If the Second Amendment is about anything, it is about protecting America. The first part of the amendment (“A well regulated militia being necessary to the security of a free state”) clearly indicates that the “the right of the people to keep and bear arms” is designed to safeguard our nation’s freedom. I cannot imagine any of my friends who wouldn’t agree that they are all, in some measure, the modern-day equivalent of that phalanx of riflemen who have guarded our freedom since Concord and Lexington. But freedom from what? Freedom from whom? Freedom for who?
I am profoundly uncomfortable making a big a deal of racism in America. But I believe that racism betrays the principles upon which this country was founded. Principles clearly stated in the opening line of our Declaration of Independence:
We hold these truths to be self-evident, that all men are created equal, that they are endowed by their Creator with certain unalienable Rights, that among these are Life, Liberty, and the Pursuit of Happiness.

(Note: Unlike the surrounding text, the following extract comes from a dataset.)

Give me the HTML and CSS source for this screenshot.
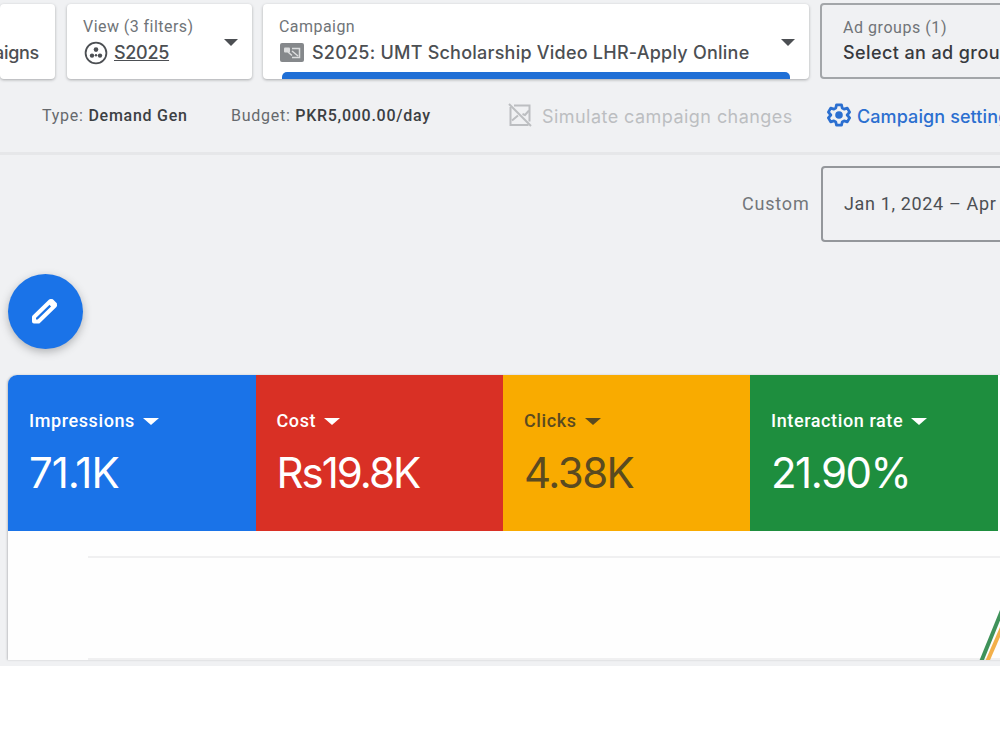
FILE: index.html
```
<!DOCTYPE html>
<html lang="en">
<head>
  <meta charset="UTF-8" />
  <title>Campaign overview</title>
  <link rel="stylesheet" href="styles.css">
</head>
<body>

<div class="app">
  <header class="scope-bar">
    <div class="scope-card scope-campaigns">
      <div class="scope-value">aigns</div>
    </div>

    <div class="scope-card scope-view">
      <div class="scope-label">View (3 filters)</div>
      <div class="scope-value">
        <svg class="view-icon" viewBox="0 0 24 24">
          <circle cx="12" cy="12" r="10.4" fill="none" stroke="currentColor" stroke-width="1.8"/>
          <circle cx="12" cy="8.6" r="2.3" fill="currentColor"/>
          <circle cx="8" cy="14.6" r="2.2" fill="currentColor"/>
          <circle cx="16" cy="14.6" r="2.2" fill="currentColor"/>
          <circle cx="12" cy="14.2" r="1.2" fill="currentColor"/>
        </svg>
        <span class="view-name">S2025</span>
      </div>
      <span class="arrow"></span>
    </div>

    <div class="scope-card scope-campaign">
      <div class="scope-label">Campaign</div>
      <div class="scope-value">
        <svg class="campaign-icon" viewBox="0 0 24 19">
          <rect x="0" y="0" width="24" height="19" rx="2" fill="#85888b"/>
          <rect x="4" y="4.5" width="6" height="5" rx="1" fill="#dcddde"/>
          <path d="M12 5.500h7.500v9H12M8 9l4 3.500M12 8l6 5" fill="none" stroke="#dcddde" stroke-width="1.5"/>
        </svg>
        <span class="campaign-name">S2025: UMT Scholarship Video LHR-Apply Online</span>
      </div>
      <span class="arrow"></span>
      <div class="active-bar"></div>
    </div>

    <div class="scope-card scope-adgroup">
      <div class="scope-label">Ad groups (1)</div>
      <div class="scope-value">Select an ad group</div>
    </div>
  </header>

  <div class="info-bar">
    <div class="info info-type">Type: <b>Demand Gen</b></div>
    <div class="info info-budget">Budget: <b>PKR5,000.00/day</b></div>
    <div class="simulate">
      <svg class="simulate-icon" viewBox="0 0 24 24" fill="none" stroke="currentColor" stroke-width="2">
        <path d="M6 2.500h15.500v16M2.500 4v18h18"/>
        <path d="M1 1l22 22"/>
        <path d="M4 17.500l6-5M14.500 11l2.500 1 4-4.500"/>
      </svg>
      <span>Simulate campaign changes</span>
    </div>
    <div class="settings">
      <svg class="settings-icon" viewBox="0 0 24 24" fill="none" stroke="currentColor">
        <path stroke-width="2.800" stroke-linejoin="round" d="M9.500 1.800h5l.7 3.200 1.900 1.100 3.200-1 2.300 4-2.400 2.900 2.400 2.900-2.300 4-3.200-1-1.900 1.100-.7 3.200h-5l-.7-3.200-1.900-1.100-3.200 1-2.300-4L3.800 12 1.400 9.100l2.300-4 3.200 1L8.800 5z"/>
        <circle cx="12" cy="12" r="3.800" fill="currentColor" stroke="none"/>
      </svg>
      <span>Campaign settings</span>
    </div>
  </div>

  <div class="date-row">
    <span class="date-label">Custom</span>
    <div class="date-box">Jan 1, 2024 – Apr</div>
  </div>

  <div class="edit-row">
    <div class="edit-button">
      <svg class="edit-icon" viewBox="0 0 28 28">
        <path d="M3 24.500v-4.500L19.500 4l4.500 4.500L7.500 24.500z" fill="none" stroke="#fff" stroke-width="4" stroke-linejoin="round"/>
        <path d="M18.500 5.500L21 3.500l3.500 3.500-2.500 2.500z" fill="#fff" stroke="#fff" stroke-width="3" stroke-linejoin="round"/>
      </svg>
    </div>
  </div>

  <section class="chart-card">
    <div class="metrics">
      <div class="metric blue">
        <div class="metric-label">Impressions <span class="arrow"></span></div>
        <div class="metric-value value-impressions">71.1K</div>
      </div>
      <div class="metric red">
        <div class="metric-label">Cost <span class="arrow"></span></div>
        <div class="metric-value value-cost">Rs19.8K</div>
      </div>
      <div class="metric yellow">
        <div class="metric-label">Clicks <span class="arrow"></span></div>
        <div class="metric-value value-clicks">4.38K</div>
      </div>
      <div class="metric green">
        <div class="metric-label">Interaction rate <span class="arrow"></span></div>
        <div class="metric-value value-rate">21.90%</div>
      </div>
    </div>
    <svg class="chart" viewBox="0 0 992 129">
      <path d="M80 26h912M80 128h912" stroke="#f0f0f1" stroke-width="2"/>
      <path d="M979 131l20-46" stroke="#f3b04a" stroke-width="4"/>
      <path d="M973 131l24-59" stroke="#3f925a" stroke-width="4"/>
    </svg>
  </section>
</div>

</body>
</html>
```
FILE: styles.css
```
* {
  box-sizing: border-box;
}
body {
  margin: 0;
  background: #fff;
  font-family: Roboto, "Liberation Sans", sans-serif;
  color: #4c4f53;
  overflow: hidden;
}
.app {
  width: 1000px;
  height: 666px;
  background: #f0f1f3;
  overflow: hidden;
  white-space: nowrap;
}
.arrow {
  display: inline-block;
  border-left: 7px solid transparent;
  border-right: 7px solid transparent;
  border-top: 7px solid currentColor;
}

/* Scope selector */
.scope-bar {
  display: flex;
  height: 80px;
  padding-top: 4px;
}
.scope-card {
  position: relative;
  flex: none;
  height: 75px;
  padding: 13px 0 0 16px;
  background: #fff;
  border-radius: 4px;
  box-shadow: 0 1px 3px rgba(60,64,67,0.4);
}
.scope-card .arrow {
  position: absolute;
  right: 14px;
  top: 35px;
}
.scope-label {
  height: 20px;
  line-height: 20px;
  font-size: 16px;
  color: #707478;
  letter-spacing: 0.45px;
}
.scope-value {
  display: flex;
  align-items: center;
  height: 31px;
  font-family: Inter, Roboto, sans-serif;
  font-size: 18px;
  font-weight: 500;
  letter-spacing: -0.3px;
}
.scope-campaigns {
  display: flex;
  justify-content: flex-end;
  width: 55px;
  margin-right: 12px;
  padding: 33px 16px 0 0;
}
.scope-view {
  width: 185px;
  margin-right: 11px;
}
.view-icon {
  width: 24px;
  height: 24px;
  margin: 0 6px 0 1px;
}
.view-name {
  text-decoration: underline;
}
.scope-campaign {
  width: 546px;
  margin-right: 11px;
}
.campaign-icon {
  width: 24px;
  height: 19px;
  margin: 0 8px 0 1px;
}
.campaign-name {
  letter-spacing: 0.23px;
}
.active-bar {
  position: absolute;
  left: 19px;
  right: 19px;
  bottom: 0;
  height: 7px;
  background: #1f6fd6;
  border-radius: 5px 5px 0 0;
}
.scope-adgroup {
  width: 200px;
  height: 76px;
  margin-top: -1px;
  background: #f0f1f3;
  border: 2px solid #a3a6a9;
  box-shadow: none;
  padding: 13px 0 0 21px;
  color: #37393d;
}
.scope-adgroup .scope-label {
  letter-spacing: 0.55px;
}
.scope-adgroup .scope-value {
  height: 29px;
  letter-spacing: 0.4px;
}

/* Type, budget and campaign links */
.info-bar {
  display: flex;
  align-items: center;
  height: 75px;
  padding: 0 0 2px 42px;
  border-bottom: 3px solid #e6e7e9;
}
.info {
  flex: none;
  font-size: 16px;
  color: #66696d;
}
.info b {
  font-weight: 500;
  color: #3c3f43;
}
.info-type {
  width: 189px;
  letter-spacing: 0.75px;
}
.info-budget {
  width: 277px;
  letter-spacing: 0.73px;
}
.simulate,
.settings {
  display: flex;
  flex: none;
  align-items: center;
  font-family: Inter, Roboto, sans-serif;
  font-size: 18px;
  letter-spacing: 0.45px;
}
.simulate {
  width: 319px;
  color: #bcbec1;
}
.simulate-icon {
  width: 24px;
  height: 24px;
  margin-right: 10px;
}
.settings {
  color: #2b6fd0;
  font-weight: 500;
  letter-spacing: 0.1px;
}
.settings-icon {
  width: 24px;
  height: 24px;
  margin-right: 6px;
}
.simulate span,
.settings span {
  padding-top: 2px;
}

.date-row {
  display: flex;
  align-items: center;
  padding: 11px 0 0 742px;
  font-size: 18px;
}
.date-label {
  flex: none;
  width: 79px;
  padding-bottom: 2px;
  color: #73767a;
  letter-spacing: 0.8px;
}
.date-box {
  flex: none;
  width: 300px;
  height: 76px;
  line-height: 71px;
  padding-left: 21px;
  border: 2px solid #94979b;
  border-radius: 4px;
  letter-spacing: 0.65px;
}

.edit-row {
  height: 133px;
  padding: 32px 0 0 8px;
}
.edit-button {
  display: flex;
  align-items: center;
  justify-content: center;
  width: 75px;
  height: 75px;
  padding: 0 2px 2px 0;
  border-radius: 50%;
  background: #1a73e8;
  box-shadow: 0 3px 8px rgba(60,64,67,0.35);
}
.edit-icon {
  width: 28px;
  height: 28px;
}

/* Metrics and chart */
.chart-card {
  width: 1000px;
  height: 285px;
  margin-left: 8px;
  background: #fefefe;
  border-radius: 9px 0 0 0;
  overflow: hidden;
  box-shadow: -1px 0 2px rgba(60,64,67,0.25);
}
.metrics {
  display: grid;
  grid-template-columns: 247.500px 247.500px 247px 248px;
  height: 156px;
}
.metric {
  padding: 33px 0 0 21px;
  color: #fff;
}
.metric-label {
  display: flex;
  align-items: center;
  gap: 8px;
  height: 24px;
  font-size: 18px;
  font-weight: 500;
  letter-spacing: 0.6px;
}
.metric-label .arrow {
  margin-top: 2px;
  border-left-width: 8px;
  border-right-width: 8px;
}
.metric-value {
  height: 54px;
  margin-top: 14px;
  line-height: 54px;
  font-family: Inter, Roboto, sans-serif;
  font-size: 42px;
}
.blue {
  background: #1a73e8;
}
.red {
  background: #d93025;
}
.yellow {
  background: #f9ab00;
  color: #5a4a20;
}
.green {
  background: #1e8e3e;
}
.value-impressions {
  letter-spacing: -1px;
}
.value-cost {
  letter-spacing: -2px;
}
.value-clicks {
  letter-spacing: -1.500px;
}
.value-rate {
  letter-spacing: -1.500px;
}
.chart {
  display: block;
  width: 992px;
  height: 129px;
}
```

Black, Jew, Hindu, Arab, Chinese, Latino, whatever. The inalienable rights bestowed by the Creator flow to all men. Yes, the “all” part was muddy in the minds of some if not most of our Founding Fathers, whose views reflected the racism of their day. But equality is the core value that creates and informs the “free state” that the Second Amendment was designed to defend from enemies both internal and external.
The history of the Second Amendment has a profoundly racial component. The landmark Supreme Court case Chicago v McDonald hinged on self-defense issues faced by newly emancipated blacks in antebellum America. Discussions about the Second Amendment will inevitably touch on crime, punishment, liberty, culture and the like, all of which also touch on race. These issues deserve a robust and fearless discussion.
But I do not consider racialist declarations a discussion. Those who come to this forum who are not fully dedicated to the proposition that all men are created equal blame the bad behavior they observe on collective failings of race rather than individual flaws in character. In my opinion, this view is both shameful and un-American. It goes against the spirit of our cherished right to keep and bear arms.
I believe that anyone claiming their Second Amendment right who treats another man as part of a collective rather than as an individual is betraying the very ideals the right was designed to protect.
But I put it to you: while it’s possible to support and defend the Second Amendment and hold racist views, doesn’t that view undermine its credibility, validity and, ultimately viability?